Pie XII, encyclique Haurietis Aquas (1956), nº2.
Pour finir, n’oublions pas ce que saint Jean nous révèle dans sa première lettre : « Dieu est plus grand que notre cœur, et il connaît tout » (1Jn 3,20). La voie de l’introspection morale nous porte certes à reconnaître notre petitesse face à Dieu, et la contemplation des mystères du Christ la grandeur de Dieu, mais Dieu est toujours au-delà de notre perception et de notre expérience. C’est ce que nous rappelait le grand théologien Henri de Lubac en méditant sur la transcendance divine :
« Ô Dieu ! Vous n’êtes point autre que l’Amour – mais Vous êtes un autre Amour ! Vous n’êtes point autre que la Justice, – mais Vous êtes une autre Justice ! Si je manque à l’Amour ou si je manque à la Justice, je m’écarte infailliblement de Vous et mon culte n’est qu’idolâtrie. Je dois, pour croire en Vous, croire à l’Amour et croire à la Justice, et mieux vaut mille fois croire en ces choses que de prononcer Votre nom.
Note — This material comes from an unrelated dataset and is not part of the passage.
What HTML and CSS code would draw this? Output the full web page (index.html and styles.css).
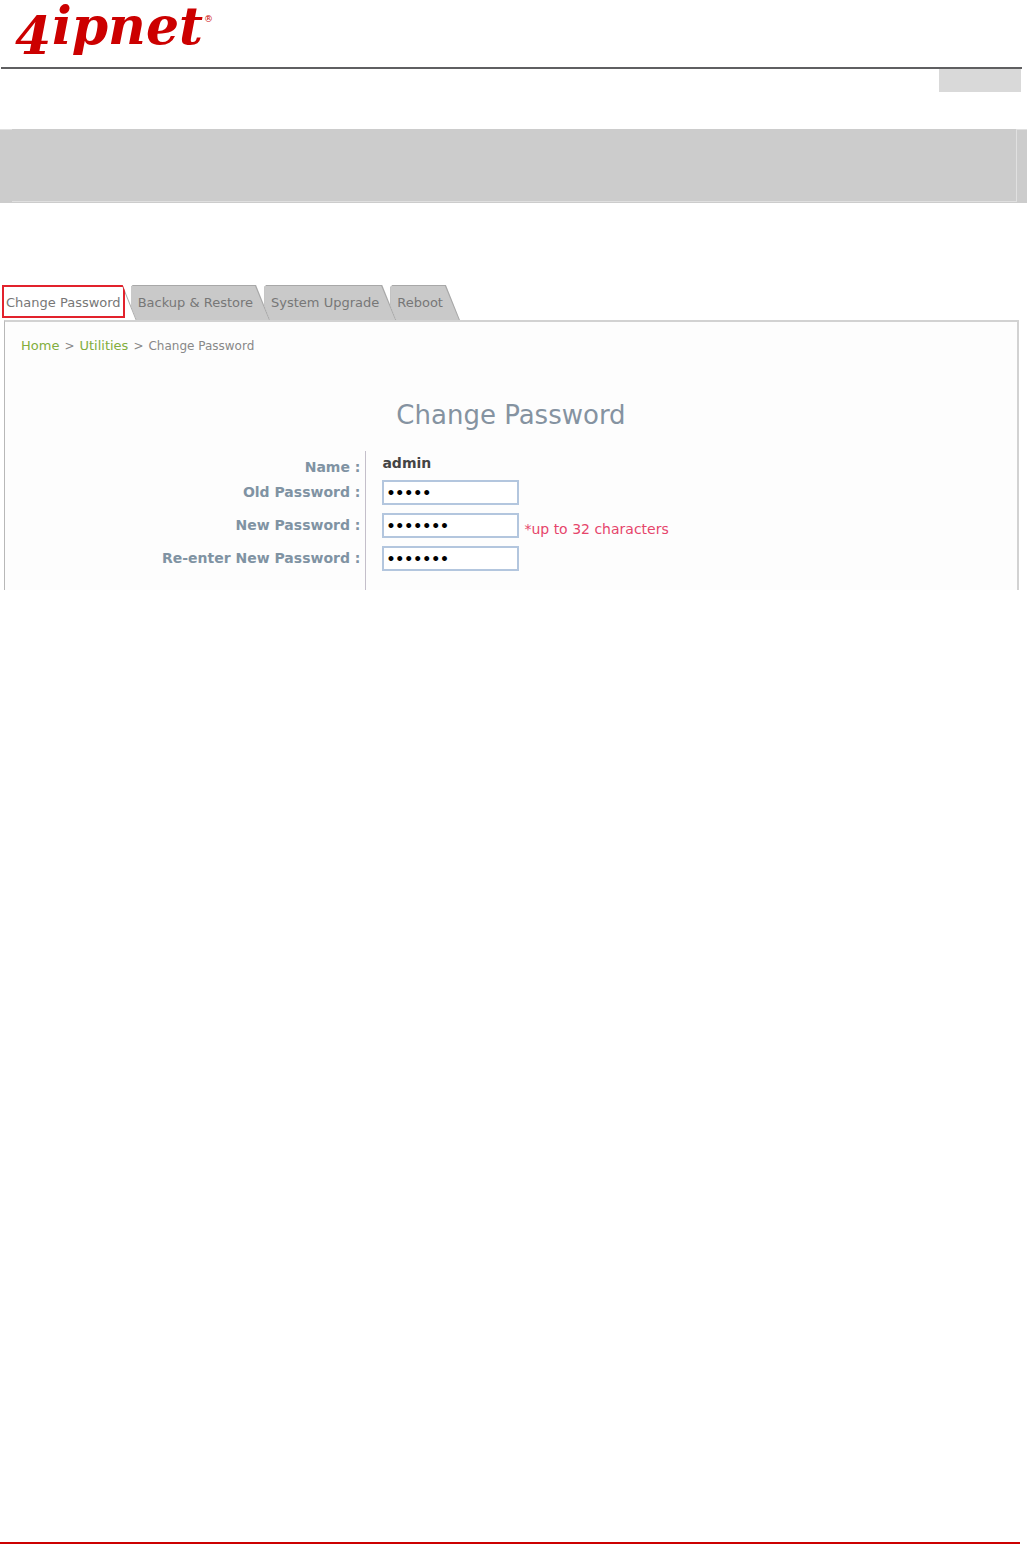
FILE: index.html
```html
<!DOCTYPE html>
<html lang="en">
<head>
    <meta charset="UTF-8">
    <meta name="viewport" content="width=device-width, initial-scale=1.0">
    <title>Change Password</title>
    <link rel="stylesheet" href="styles.css">
</head>
<body>
    <header class="header">
        <svg class="logo" width="200" height="64" viewBox="0 0 200 64" role="img" aria-label="4ipnet">
            <text x="0" y="54">4</text>
            <text x="37" y="44">ipnet</text>
            <text class="logo-mark" x="189" y="22">®</text>
        </svg>
    </header>
    <div class="header-tag"></div>

    <div class="band">
        <div class="band-inner"></div>
    </div>

    <main class="utilities">
        <nav>
            <ul class="tabs">
                <li class="tab active"><a href="#">Change Password</a></li>
                <li class="tab"><a href="#">Backup &amp; Restore</a></li>
                <li class="tab"><a href="#">System Upgrade</a></li>
                <li class="tab"><a href="#">Reboot</a></li>
            </ul>
        </nav>

        <section class="panel">
            <div class="breadcrumb">
                <a href="#">Home</a>
                <span>&gt;</span>
                <a href="#">Utilities</a>
                <span>&gt;</span>
                <span>Change Password</span>
            </div>

            <h1>Change Password</h1>

            <form class="form">
                <div class="row name-row">
                    <span class="label">Name :</span>
                    <div class="field"><strong>admin</strong></div>
                </div>
                <div class="row">
                    <label class="label" for="oldPassword">Old Password :</label>
                    <div class="field"><input type="password" id="oldPassword" value="admin"></div>
                </div>
                <div class="row">
                    <label class="label" for="newPassword">New Password :</label>
                    <div class="field">
                        <input type="password" id="newPassword" maxlength="32" value="newpass">
                        <span class="note">*up to 32 characters</span>
                    </div>
                </div>
                <div class="row last-row">
                    <label class="label" for="confirmPassword">Re-enter New Password :</label>
                    <div class="field"><input type="password" id="confirmPassword" maxlength="32" value="newpass"></div>
                </div>
            </form>
        </section>
    </main>

    <footer class="footer"></footer>
</body>
</html>
```

FILE: styles.css
```css
* {
    box-sizing: border-box;
}
body {
    margin: 0;
    min-height: 100vh;
    display: flex;
    flex-direction: column;
    font-family: "DejaVu Sans", Verdana, sans-serif;
    font-size: 14px;
    background-color: #fff;
    color: #444;
}
.header {
    height: 69px;
    margin: 0 5px 0 1px;
    padding-left: 14px;
    border-bottom: 2px solid #5f5f61;
}
.logo {
    display: block;
    overflow: visible;
    font-family: "DejaVu Serif", Georgia, serif;
    font-size: 52px;
    font-weight: bold;
    font-style: italic;
    fill: #cc0000;
}
.logo-mark {
    font-size: 9px;
    font-weight: normal;
    font-style: normal;
}
.header-tag {
    align-self: flex-end;
    width: 82px;
    height: 23px;
    margin-right: 6px;
    background-color: #d9d9d9;
}
.band {
    margin-top: 37px;
    padding: 0 10px 1px 12px;
    border-top: 1px solid #e0e0e0;
    background-color: #ccc;
}
.band-inner {
    height: 73px;
    margin-top: -1px;
    border-right: 1px solid #e0e0e0;
    border-bottom: 1px solid #e0e0e0;
    background-color: #ccc;
}

.utilities {
    margin: 82px 8px 0 2px;
}
.tabs {
    display: flex;
    margin: 0;
    padding: 0;
    list-style: none;
    font-size: 13px;
}
/* outer shape is the edge colour, ::before is the fill */
.tab {
    position: relative;
    height: 35px;
    margin-left: -6px;
    padding: 0 17px 0 7px;
    background-color: #a8a8a8;
    clip-path: polygon(0 2px, 2px 0, calc(100% - 14px) 0, 100% 100%, 6px 100%, 0 20px);
}
.tab::before {
    content: "";
    position: absolute;
    inset: 1px 1px 0 0;
    background-color: #c9c9c9;
    clip-path: polygon(0 0, calc(100% - 14px) 0, 100% 100%, 0 100%);
}
.tab a {
    position: relative;
    display: block;
    line-height: 36px;
    color: #777;
    text-decoration: none;
    white-space: nowrap;
}
.tab.active {
    margin-left: 0;
    padding: 0 12px 0 0;
    clip-path: polygon(0 0, calc(100% - 14px) 0, 100% 100%, 0 100%);
}
.tab.active::before {
    inset: 0 1px 0 0;
    background-color: #fff;
}
.tab.active a {
    height: 33px;
    padding: 0 2px;
    border: 2px solid #e2222c;
    line-height: 32px;
}

.panel {
    margin-left: 2px;
    padding-top: 14px;
    border: 2px solid #d2d2d2;
    border-left: 1px solid #b8b8b8;
    border-bottom: none;
    background-color: #fdfdfd;
}
.breadcrumb {
    display: flex;
    align-items: baseline;
    gap: 5px;
    padding-left: 16px;
    line-height: 20px;
    font-size: 12px;
    color: #888;
}
.breadcrumb a {
    font-size: 13px;
    color: #82ae3c;
    text-decoration: none;
}
h1 {
    margin: 43px 0 20px;
    text-align: center;
    font-size: 26px;
    font-weight: normal;
    line-height: 32px;
    color: #8593a1;
}
.row {
    display: grid;
    grid-template-columns: 5fr 9fr;
    height: 33px;
    line-height: 33px;
}
.label {
    padding-right: 5px;
    border-right: 1px solid #c4bfca;
    text-align: right;
    font-weight: bold;
    color: #8093a3;
}
.field {
    display: flex;
    align-items: center;
    gap: 5px;
    padding-left: 16px;
}
.name-row {
    height: 25px;
}
.name-row .field {
    align-items: flex-start;
    line-height: 25px;
}
.last-row {
    height: 48px;
}
.last-row .field {
    height: 33px;
}
.field input {
    width: 137px;
    height: 25px;
    padding: 0 2px;
    border: 2px solid #b3c6de;
    background-color: #fff;
    font-family: "DejaVu Sans", Verdana, sans-serif;
    font-size: 14px;
    font-weight: bold;
    color: #000;
}
.note {
    padding-top: 8px;
    line-height: 25px;
    color: #e6456b;
}

.footer {
    margin-top: auto;
    margin-right: 7px;
    border-bottom: 2px solid #cc0000;
}
```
En dehors d’elles, il est impossible que jamais je Vous trouve, et ceux qui les prennent pour guides sont sur le chemin qui conduit à Vous. Mais pour vous adorer en esprit et en vérité, pour ne pas risquer encore de m’adorer moi-même, je dois croire en outre que ma justice – et celle-là même que je conçois sans la réaliser jamais – n’est pas encore la Justice, et que mon amour n’est pas encore l’Amour. Mon idéal n’est pas Votre réalité. Quand je Vous applique ces noms de Justice et d’Amour, Vous m’êtes encore incompris. Car ‘nous connaissons imparfaitement, et imparfaitement nous prophétisons’ (1Co 13,9), et tout nous est encore énigme, – et nous pouvons nous faire une idole de la Justice même, – et peut-être de l’Amour même. Ô Dieu, qui êtes au-dessus de tout nom et de toute pensée, au-delà de tout idéal et de toute valeur ! Ô Dieu Vivant ! »
H. de Lubac, Sur le chemins de Dieu, 3e édition 1983, Cerf, p. 125.